1. The first is the "cognitive" phase, in which we have to consciously think about everything. Think back to the first time you asked your horse to trot. You had to think about how to close your legs, how to keep your balance, how to hold the reins and not pull back, how to decide what diagonal you were on and probably a dozens of things – and the task of remembering, and executing them, all seemed impossible.


That's because it is impossible! Nobody can ride a horse or a bike or play a guitar or anything else that way! Unfortunately, the cognitive phase is the first step of the process and can't be bypassed, because you have to know WHAT to do not in order to practice it until you don't have to think about it. This happens during the "associative phase.”

 

 

2.  During the associative phase, many instructions come frequently from your teacher to start to combine individual actions into a single, larger pattern, for example, to "pick up the trot" rather than all those fragmented instructions we started with.

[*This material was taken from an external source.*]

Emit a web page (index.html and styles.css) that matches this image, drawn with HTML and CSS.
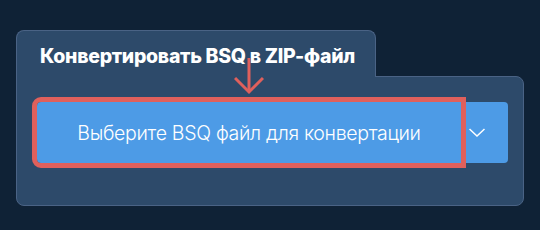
FILE: index.html
```html
<!DOCTYPE html>
<html lang="ru">

<head>
    <meta charset="UTF-8">
    <meta name="viewport" content="width=device-width, initial-scale=1.0">
    <title>BSQ в ZIP</title>
    <link rel="stylesheet" href="styles.css">
</head>

<body>

    <div class="card">
        <!-- Tab header -->
        <div class="tab">
            <h2>Конвертировать BSQ в ZIP-файл</h2>
        </div>

        <!-- Panel with file picker -->
        <div class="panel">
            <div class="picker">
                <button class="picker-main" type="button">Выберите BSQ файл для конвертации</button>
                <button class="picker-more" type="button" aria-label="Ещё">
                    <svg width="16" height="9" viewBox="0 0 16 9">
                        <polyline points="0.5,1 8,8 15.5,1" fill="none" stroke="#fff" stroke-width="1.5" />
                    </svg>
                </button>
            </div>
        </div>

        <!-- Annotation arrow -->
        <svg class="arrow" width="30" height="38" viewBox="0 0 30 38">
            <line x1="15" y1="0" x2="15" y2="34" stroke="#e0605c" stroke-width="3" />
            <polyline points="1,20 15,34 29,20" fill="none" stroke="#e0605c" stroke-width="3" />
        </svg>
    </div>

</body>

</html>
```

FILE: styles.css
```css
/* Reset */
* {
    margin: 0;
    padding: 0;
    box-sizing: border-box;
    font-family: 'Inter', 'Noto Sans', sans-serif;
}

body {
    background: #0f2236;
    padding: 30px 0 0 16px;
    height: 100vh;
    overflow: hidden;
}

.card {
    position: relative;
    width: 508px;
}

/* Tab on top of the panel */
.tab {
    position: relative;
    z-index: 1;
    width: 360px;
    height: 47px;
    margin-bottom: -1px;
    background: #2d4a6a;
    border: 1px solid #4a6385;
    border-bottom: none;
    border-radius: 8px 8px 0 0;
    padding: 13px 0 0 23px;
}

.tab h2 {
    color: #fff;
    font-size: 19.5px;
    font-weight: 800;
    line-height: 24px;
    letter-spacing: -0.3px;
}

.panel {
    height: 130px;
    background: #2d4a6a;
    border: 1px solid #4a6385;
    border-radius: 0 8px 8px 8px;
    padding: 25px 15px 0 20px;
}

/* File picker button */
.picker {
    display: flex;
    height: 61px;
    background: #4d9be6;
    border-radius: 4px;
}

.picker-main {
    width: 424px;
    background: transparent;
    border: none;
    border-radius: 4px 0 0 4px;
    outline: 5px solid #e0605c; /* annotation box */
    color: #fff;
    font-size: 19.5px;
    font-weight: 300;
    letter-spacing: -0.3px;
    cursor: pointer;
}

.picker-more {
    flex: 1;
    background: transparent;
    border: none;
    display: flex;
    align-items: center;
    padding-left: 8px;
    cursor: pointer;
}

.arrow {
    position: absolute;
    left: 218px;
    top: 28px;
    z-index: 2;
}
```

During this phase, a larger picture of the task is made by repeating it many times. Things that seemed important (and impossible) start to come together into a single action. At least, that's the idea. Now . . . trot. 

 

The cognitive phase is the hard part of learning that involves discursive memory. My students will often say things like, "Yes, I know I need to keep my heels down, I just seem to forget,” or “I can't get my heels down AND close both my legs to trot.”

 

The associative phase is much more rewarding: the students feels as if they are "starting to get it,” and sees real improvement.

 

3.  This encourages more practice, and more practice leads us closer to the final, "autonomous" phase in which the action can be carried out more or less sub-consciously.

 

 

Any horseback rider beyond the raw beginner stage will have different skills at different phases. Maybe you having been riding for a year now and picking up the trot is a non- issue. Maybe next year you will be half-halting during a trot transition and then asking for more in a medium trot. Maybe the year after that you may be applying a half halt at the end of an extended trot, during a transition while asking for passage! All these actions are layers of skills that were initially started in that first trot transition.

 

Where Things Go Wrong


We acquire new riding skills by first explicitly learning the details of what to do (cognitive), then repeating them until they become a single action (associative, leading to autonomous). But things can go wrong.


The best-known example is summed up in the well-worn phrase, "Practice doesn't make perfect; perfect practice makes perfect.” If we rush the cognitive phase, we may well fail to properly learn all the components of the skill before we start practicing it a lot and things will go wrong. Basically, when you practice something incorrectly, you’ll get very good at doing it wrong. You will have created a muscle memory for the wrong action. 

 

How to Practice


When you are (or your horse is) learning a new skill, recognize you're in the cognitive phase; this can be a frustrating stage and shouldn't be rushed through. Work methodically and be ultra-conscious of everything you do. Look for details and attend to them. Always go back to things you already know how to do and look at your basics. How is my posture? Is my horse relaxed? Am I relaxed? Am I on the circle I intended to be on? Is my horse on the bit? If you’re planning to work on a new skill, and things you have learned (or should have learned) BEFORE are not in order, then your new set of aids or questions will NOT elicit the answer you want.  

 

Are Automatic Responses a good thing?
 

The "autonomous" phase relates to our physical and mental ability to perform the task. It doesn't relate in any way to our choice about which task to perform or where. Being able to ride a bike without thinking about it doesn't have anything to do with where we choose to ride it, or what else we are doing while we are riding the bike. 

 

Having automatic responses actually frees us up to think about the more artistic aspects of riding.The biggest example I can think of is the musical Freestyle. When the horse and rider are a team with their communication, and their responses are "automatic,” that leaves the rider with time to be more creative and express the music with the horse.